WHAT IS BEING ASKED
Go through the data and copy every line exactly, but not the images.

Dataset rows

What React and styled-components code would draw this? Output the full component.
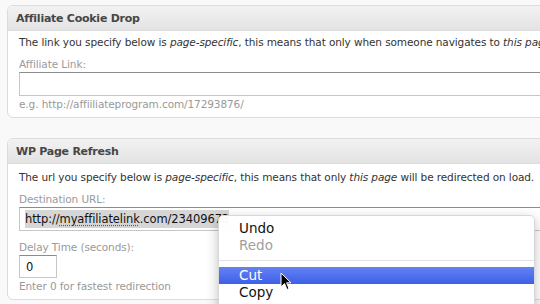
import styled, { createGlobalStyle } from "styled-components";

const GlobalStyle = createGlobalStyle`
  html, body {
    margin: 0;
    padding: 0;
    background: #f9f9f9;
    overflow: hidden;
  }
  body {
    width: 540px;
    height: 304px;
    font-family: "DejaVu Sans", "Liberation Sans", sans-serif;
  }
`;

const Page = styled.div`
  position: relative;
  width: 540px;
  height: 304px;
  overflow: hidden;
  padding: 5px 0 0 7px;
  box-sizing: border-box;
  display: flex;
  flex-direction: column;
  gap: 20px;
`;

const Panel = styled.section`
  width: 600px;
  background: #fff;
  border: 1px solid #dcdcdc;
  border-radius: 6px;
  box-sizing: border-box;
  flex-shrink: 0;
`;

const PanelHeader = styled.h3`
  margin: 0;
  height: 24px;
  padding: 0 0 0 8px;
  display: flex;
  align-items: center;
  font-size: 11px;
  letter-spacing: -0.25px;
  font-weight: bold;
  color: #464646;
  background: linear-gradient(#f2f2f2, #e3e3e3);
  border-bottom: 1px solid #dcdcdc;
  border-radius: 6px 6px 0 0;
`;

const PanelBody = styled.div`
  padding: ${({ $top }) => $top}px 0 6px 11px;
  display: flex;
  flex-direction: column;
`;

const Intro = styled.p`
  margin: 0 0 7px;
  font-size: 10.5px;
  letter-spacing: -0.1px;
  line-height: 16px;
  color: #333;
  white-space: nowrap;
`;

const Label = styled.label`
  font-size: 10.5px;
  letter-spacing: -0.1px;
  line-height: 14px;
  color: #9a9a9a;
`;

const Field = styled.div`
  margin-top: 1px;
  width: ${({ $width }) => $width};
  height: ${({ $height }) => $height || "24px"};
  box-sizing: border-box;
  border: 1px solid #c6c6c6;
  border-top-color: #8c8c8c;
  background: #fff;
  display: flex;
  align-items: center;
  padding-left: ${({ $pad }) => $pad || "5px"};
  font-size: 11.5px;
  letter-spacing: -0.1px;
  color: #111;
`;

const Selected = styled.span`
  background: #d6d6d6;
  padding: 2px 0;
  white-space: nowrap;
`;

const Misspelled = styled.span`
  text-decoration: underline dotted #e02020;
  text-underline-offset: 2px;
`;

const Hint = styled.div`
  margin-top: 1px;
  font-size: 10.5px;
  letter-spacing: -0.1px;
  line-height: 14px;
  color: #999;
`;

const Spacer = styled.div`
  height: ${({ $h }) => $h}px;
`;

const Menu = styled.div`
  position: absolute;
  left: 218px;
  top: 215px;
  width: 317px;
  height: 120px;
  background: rgba(255, 255, 255, 0.97);
  border: 1px solid #d8d8d8;
  border-radius: 5px;
  box-shadow: 0 4px 12px rgba(0, 0, 0, 0.25);
  padding-top: 4px;
  box-sizing: border-box;
  font-family: "DejaVu Sans", sans-serif;
  font-size: 13.5px;
`;

const MenuItem = styled.div`
  height: 17px;
  line-height: 17px;
  padding-left: 20px;
  color: ${({ $disabled, $active }) => ($active ? "#fff" : $disabled ? "#a0a0a0" : "#111")};
  background: ${({ $active }) => ($active ? "linear-gradient(#6582f4, #3d5fe6)" : "transparent")};
`;

const Separator = styled.div`
  height: 1px;
  background: #e2e2e2;
  margin: 6px 0 6px;
`;

const Cursor = styled.svg`
  position: absolute;
  left: 280px;
  top: 272px;
`;

export default function App() {
  return (
    <>
      <GlobalStyle />
      <Page>
        <Panel>
          <PanelHeader>Affiliate Cookie Drop</PanelHeader>
          <PanelBody $top={3}>
            <Intro>
              The link you specify below is <em>page-specific</em>, this means that only when someone navigates to <em>this page</em> the cookie is dropped.
            </Intro>
            <Label>Affiliate Link:</Label>
            <Field $width="600px" />
            <Hint>e.g. http://affiiliateprogram.com/17293876/</Hint>
          </PanelBody>
        </Panel>
        <Panel>
          <PanelHeader>WP Page Refresh</PanelHeader>
          <PanelBody $top={5}>
            <Intro>
              The url you specify below is <em>page-specific</em>, this means that only <em>this page</em> will be redirected on load.
            </Intro>
            <Label>Destination URL:</Label>
            <Field $width="600px">
              <Selected>
                http://<Misspelled>myaffiliatelink</Misspelled>.com/23409673
              </Selected>
            </Field>
            <Spacer $h={9} />
            <Label>Delay Time (seconds):</Label>
            <Field $width="38px" $height="23px" $pad="6px">0</Field>
            <Hint>Enter 0 for fastest redirection</Hint>
          </PanelBody>
        </Panel>
        <Menu>
          <MenuItem>Undo</MenuItem>
          <MenuItem $disabled>Redo</MenuItem>
          <Separator />
          <MenuItem $active>Cut</MenuItem>
          <MenuItem>Copy</MenuItem>
        </Menu>
        <Cursor width="12" height="19" viewBox="0 0 12 19">
          <path d="M1 1 L1 15 L4.5 11.5 L7 17.5 L9 16.6 L6.6 10.8 L11 10.8 Z" fill="#000" stroke="#fff" strokeWidth="1" />
        </Cursor>
      </Page>
    </>
  );
}
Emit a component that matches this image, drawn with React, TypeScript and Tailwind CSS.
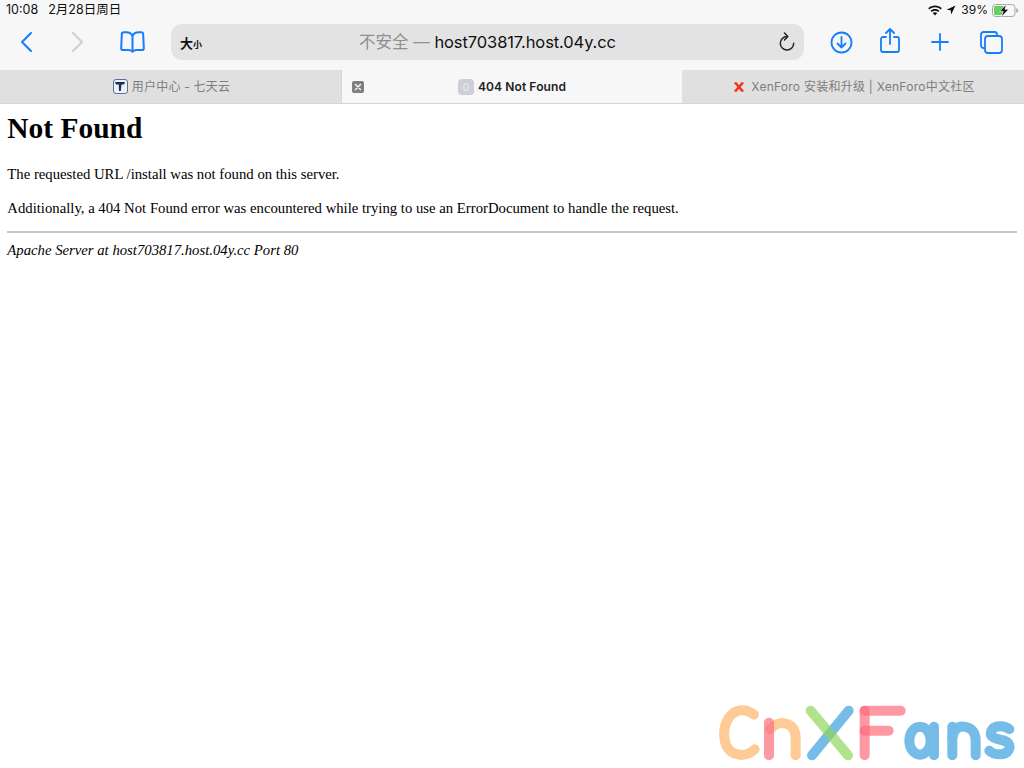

EXPECTED ANSWER
What React and styled-components code would draw this? Output the full component.
import styled, { createGlobalStyle } from "styled-components";

const GlobalStyle = createGlobalStyle`
  html, body {
    margin: 0;
    padding: 0;
    background: #f9f9f9;
    overflow: hidden;
  }
  body {
    width: 540px;
    height: 304px;
    font-family: "DejaVu Sans", "Liberation Sans", sans-serif;
  }
`;

const Page = styled.div`
  position: relative;
  width: 540px;
  height: 304px;
  overflow: hidden;
  padding: 5px 0 0 7px;
  box-sizing: border-box;
  display: flex;
  flex-direction: column;
  gap: 20px;
`;

const Panel = styled.section`
  width: 600px;
  background: #fff;
  border: 1px solid #dcdcdc;
  border-radius: 6px;
  box-sizing: border-box;
  flex-shrink: 0;
`;

const PanelHeader = styled.h3`
  margin: 0;
  height: 24px;
  padding: 0 0 0 8px;
  display: flex;
  align-items: center;
  font-size: 11px;
  letter-spacing: -0.25px;
  font-weight: bold;
  color: #464646;
  background: linear-gradient(#f2f2f2, #e3e3e3);
  border-bottom: 1px solid #dcdcdc;
  border-radius: 6px 6px 0 0;
`;

const PanelBody = styled.div`
  padding: ${({ $top }) => $top}px 0 6px 11px;
  display: flex;
  flex-direction: column;
`;

const Intro = styled.p`
  margin: 0 0 7px;
  font-size: 10.5px;
  letter-spacing: -0.1px;
  line-height: 16px;
  color: #333;
  white-space: nowrap;
`;

const Label = styled.label`
  font-size: 10.5px;
  letter-spacing: -0.1px;
  line-height: 14px;
  color: #9a9a9a;
`;

const Field = styled.div`
  margin-top: 1px;
  width: ${({ $width }) => $width};
  height: ${({ $height }) => $height || "24px"};
  box-sizing: border-box;
  border: 1px solid #c6c6c6;
  border-top-color: #8c8c8c;
  background: #fff;
  display: flex;
  align-items: center;
  padding-left: ${({ $pad }) => $pad || "5px"};
  font-size: 11.5px;
  letter-spacing: -0.1px;
  color: #111;
`;

const Selected = styled.span`
  background: #d6d6d6;
  padding: 2px 0;
  white-space: nowrap;
`;

const Misspelled = styled.span`
  text-decoration: underline dotted #e02020;
  text-underline-offset: 2px;
`;

const Hint = styled.div`
  margin-top: 1px;
  font-size: 10.5px;
  letter-spacing: -0.1px;
  line-height: 14px;
  color: #999;
`;

const Spacer = styled.div`
  height: ${({ $h }) => $h}px;
`;

const Menu = styled.div`
  position: absolute;
  left: 218px;
  top: 215px;
  width: 317px;
  height: 120px;
  background: rgba(255, 255, 255, 0.97);
  border: 1px solid #d8d8d8;
  border-radius: 5px;
  box-shadow: 0 4px 12px rgba(0, 0, 0, 0.25);
  padding-top: 4px;
  box-sizing: border-box;
  font-family: "DejaVu Sans", sans-serif;
  font-size: 13.5px;
`;

const MenuItem = styled.div`
  height: 17px;
  line-height: 17px;
  padding-left: 20px;
  color: ${({ $disabled, $active }) => ($active ? "#fff" : $disabled ? "#a0a0a0" : "#111")};
  background: ${({ $active }) => ($active ? "linear-gradient(#6582f4, #3d5fe6)" : "transparent")};
`;

const Separator = styled.div`
  height: 1px;
  background: #e2e2e2;
  margin: 6px 0 6px;
`;

const Cursor = styled.svg`
  position: absolute;
  left: 280px;
  top: 272px;
`;

export default function App() {
  return (
    <>
      <GlobalStyle />
      <Page>
        <Panel>
          <PanelHeader>Affiliate Cookie Drop</PanelHeader>
          <PanelBody $top={3}>
            <Intro>
              The link you specify below is <em>page-specific</em>, this means that only when someone navigates to <em>this page</em> the cookie is dropped.
            </Intro>
            <Label>Affiliate Link:</Label>
            <Field $width="600px" />
            <Hint>e.g. http://affiiliateprogram.com/17293876/</Hint>
          </PanelBody>
        </Panel>
        <Panel>
          <PanelHeader>WP Page Refresh</PanelHeader>
          <PanelBody $top={5}>
            <Intro>
              The url you specify below is <em>page-specific</em>, this means that only <em>this page</em> will be redirected on load.
            </Intro>
            <Label>Destination URL:</Label>
            <Field $width="600px">
              <Selected>
                http://<Misspelled>myaffiliatelink</Misspelled>.com/23409673
              </Selected>
            </Field>
            <Spacer $h={9} />
            <Label>Delay Time (seconds):</Label>
            <Field $width="38px" $height="23px" $pad="6px">0</Field>
            <Hint>Enter 0 for fastest redirection</Hint>
          </PanelBody>
        </Panel>
        <Menu>
          <MenuItem>Undo</MenuItem>
          <MenuItem $disabled>Redo</MenuItem>
          <Separator />
          <MenuItem $active>Cut</MenuItem>
          <MenuItem>Copy</MenuItem>
        </Menu>
        <Cursor width="12" height="19" viewBox="0 0 12 19">
          <path d="M1 1 L1 15 L4.5 11.5 L7 17.5 L9 16.6 L6.6 10.8 L11 10.8 Z" fill="#000" stroke="#fff" strokeWidth="1" />
        </Cursor>
      </Page>
    </>
  );
}
Emit a component that matches this image, drawn with React, TypeScript and Tailwind CSS.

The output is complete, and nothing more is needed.